Problem requirements:
Go over the listing below line by line and tally those containing "React". Give only the tally.
━━━ Material
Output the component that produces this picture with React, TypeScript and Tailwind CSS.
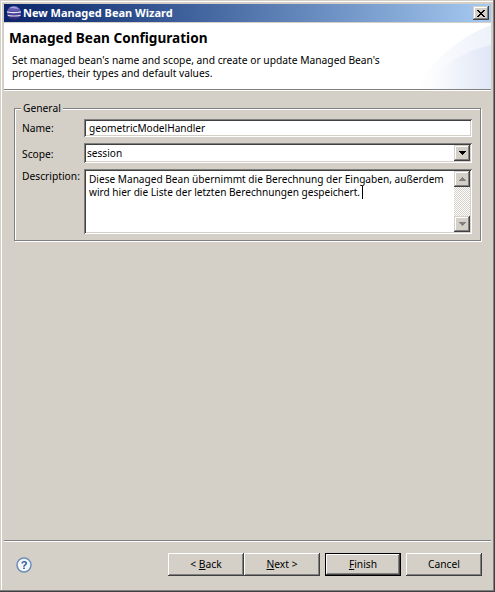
const F = "[font-family:'Noto_Sans','Liberation_Sans',sans-serif]";
const raised = "shadow-[inset_-1px_-1px_0_#404040,inset_1px_1px_0_#ffffff,inset_-2px_-2px_0_#808080,inset_2px_2px_0_#d4d0c8]";
const thin = "shadow-[inset_-1px_-1px_0_#404040,inset_1px_1px_0_#d4d0c8,inset_-2px_-2px_0_#808080,inset_2px_2px_0_#ffffff]";
const sunken = "shadow-[inset_1px_1px_0_#808080,inset_-1px_-1px_0_#ffffff,inset_2px_2px_0_#404040,inset_-2px_-2px_0_#d4d0c8]";

function Arrow({ dir, color }: { dir: "up" | "down"; color: string }) {
  return (
    <svg width="9" height="5" viewBox="0 0 9 5" shapeRendering="crispEdges">
      <path d={dir === "down" ? "M1 0h7v1h-1v1h-1v1h-1v1h-1v-1h-1v-1h-1v-1h-1z" : "M4 0h1v1h1v1h1v1h1v1h-7v-1h1v-1h1v-1h1z"} fill={color} />
    </svg>
  );
}

function Btn({ children, def, className = "" }: { children: React.ReactNode; def?: boolean; className?: string }) {
  return (
    <div className={`h-[23px] w-[76px] flex items-center justify-center text-black ${def ? "border border-black shadow-[inset_-1px_-1px_0_#404040,inset_1px_1px_0_#ffffff,inset_-2px_-2px_0_#808080]" : raised} ${className}`}>
      {children}
    </div>
  );
}

export default function App() {
  return (
    <div className={`w-[495px] h-[592px] bg-[#d4d0c8] p-[4px] flex flex-col overflow-hidden text-[10.25px] text-black ${F} shadow-[inset_-1px_-1px_0_#404040,inset_-2px_-2px_0_#808080] relative`}>
      <div className="absolute left-[1px] top-[1px] w-[492px] h-px bg-white" />
      <div className="absolute left-[1px] top-[1px] w-px h-[589px] bg-white" />

      {/* title bar */}
      <div className="h-[18px] shrink-0 flex items-center bg-gradient-to-r from-[#0a246a] to-[#a6caf0] pl-[2px] pr-[2px]">
        <svg width="16" height="16" viewBox="0 0 16 16" className="shrink-0">
          <defs>
            <linearGradient id="eg" x1="0" y1="0" x2="0" y2="1">
              <stop offset="0" stopColor="#7a72c8" />
              <stop offset="1" stopColor="#2a2270" />
            </linearGradient>
          </defs>
          <circle cx="8" cy="8" r="7" fill="url(#eg)" />
          <path d="M1 6.2 C5 7.4 10 7.4 15 6.2 L15 7.6 C10 8.6 5 8.6 1 7.6Z" fill="#e8e6f6" />
          <path d="M1.5 9.8 C6 10.8 10 10.8 14.8 9.8 L14.4 10.9 C10 11.8 6 11.8 2 10.9Z" fill="#d8d4ee" />
          <path d="M3 3 C6 1.2 11 1.6 13 4 C10 3 6 3 3 3Z" fill="#b4acdf" />
        </svg>
        <span className="ml-[1px] mb-[2px] font-bold text-[11px] leading-none text-white">New Managed Bean Wizard</span>
        <div className={`ml-auto w-[16px] h-[14px] bg-[#d4d0c8] flex items-center justify-center ${thin}`}>
          <svg width="8" height="7" viewBox="0 0 8 7" shapeRendering="crispEdges">
            <path d="M0 0h2v1h1v1h2v-1h1v-1h2v1h-1v1h-1v1h-1v1h1v1h1v1h1v1h-2v-1h-1v-1h-2v1h-1v1h-2v-1h1v-1h1v-1h1v-1h-1v-1h-1v-1h-1z" fill="#000" />
          </svg>
        </div>
      </div>

      {/* header */}
      <div className="mt-px h-[66px] shrink-0 bg-white relative overflow-hidden pl-[5px] pt-[5px]">
        <svg width="75" height="66" viewBox="0 0 75 66" className="absolute right-0 top-0">
          <defs>
            <linearGradient id="ba" x1="0" y1="0" x2="1" y2="0">
              <stop offset="0" stopColor="#ffffff" />
              <stop offset="1" stopColor="#dfe6f6" />
            </linearGradient>
          </defs>
          <path d="M0 66 C14 40 42 14 75 2 V66Z" fill="url(#ba)" opacity="0.55" />
          <path d="M10 66 C22 44 46 28 75 22 V66Z" fill="url(#ba)" />
        </svg>
        <div className="relative font-bold text-[13.6px] leading-[19px]">Managed Bean Configuration</div>
        <div className="relative mt-[7px] ml-[3px] leading-[13px] w-[420px]">
          Set managed bean's name and scope, and create or update Managed Bean's
          <br />
          properties, their types and default values.
        </div>
      </div>
      <div className="h-px shrink-0 bg-[#808080]" />
      <div className="h-px shrink-0 bg-white" />

      {/* body */}
      <div className="flex-1 px-[10px] pt-[11px]">
        <fieldset className="h-[139px] w-[467px] border border-[#808080] shadow-[1px_1px_0_#ffffff,inset_1px_1px_0_#ffffff] pl-[7px] pr-[8px] m-0 p-0">
          <legend className="-ml-[1px] px-[2px] leading-[13px] bg-[#d4d0c8]">General</legend>
          <div className="grid grid-cols-[62px_388px] gap-y-[6px] mt-[4px]">
            <div className="h-[18px] flex items-center pt-[2px]">Name:</div>
            <div className={`h-[18px] bg-white flex items-center pl-[5px] pt-[2px] text-[10.1px] ${sunken}`}>geometricModelHandler</div>

            <div className="h-[20px] flex items-center pt-[4px]">Scope:</div>
            <div className={`h-[20px] bg-white flex items-center pl-[3px] pr-[2px] ${sunken}`}>
              <span className="mt-[2px] text-[10.1px]">session</span>
              <div className={`ml-auto w-[16px] h-[16px] bg-[#d4d0c8] flex items-center justify-center ${thin}`}>
                <Arrow dir="down" color="#000" />
              </div>
            </div>

            <div className="leading-[13px] pt-px">Description:</div>
            <div className={`h-[65px] bg-white flex pl-[5px] pt-[2px] pr-[2px] pb-[2px] ${sunken}`}>
              <div className="flex-1 pt-[2px] leading-[13px] whitespace-nowrap text-[10.1px]">
                Diese Managed Bean übernimmt die Berechnung der Eingaben, außerdem
                <br />
                wird hier die Liste der letzten Berechnungen gespeichert.<span className="ml-[2px] inline-block w-px h-[13px] bg-black align-top" />
              </div>
              <div className="w-[16px] flex flex-col shrink-0">
                <div className={`h-[16px] bg-[#d4d0c8] flex items-center justify-center ${thin}`}>
                  <Arrow dir="up" color="#808080" />
                </div>
                <div className="flex-1 bg-[repeating-conic-gradient(#d4d0c8_0_25%,#ffffff_0_50%)] bg-[length:2px_2px]" />
                <div className={`h-[16px] bg-[#d4d0c8] flex items-center justify-center ${thin}`}>
                  <Arrow dir="down" color="#808080" />
                </div>
              </div>
            </div>
          </div>
        </fieldset>
      </div>

      {/* footer */}
      <div className="h-px shrink-0 bg-[#808080]" />
      <div className="h-px shrink-0 bg-white" />
      <div className="h-[46px] shrink-0 flex items-start pt-[11px] pl-[12px] pr-[9px]">
        <svg width="16" height="16" viewBox="0 0 16 16" className="mt-[4px] shrink-0">
          <circle cx="8" cy="8" r="7" fill="#f2f6fc" stroke="#6f8db8" strokeWidth="1.5" />
          <text x="8" y="12" textAnchor="middle" fontSize="11" fontWeight="700" fill="#2f5a96" fontFamily="'Liberation Sans', sans-serif">?</text>
        </svg>
        <div className="ml-auto flex">
          <Btn><span>&lt; <u>B</u>ack</span></Btn>
          <Btn><span><u>N</u>ext &gt;</span></Btn>
          <Btn def className="ml-[5px]"><span><u>F</u>inish</span></Btn>
          <Btn className="ml-[5px]">Cancel</Btn>
        </div>
      </div>
    </div>
  );
}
━━━━━━
Answer below:
2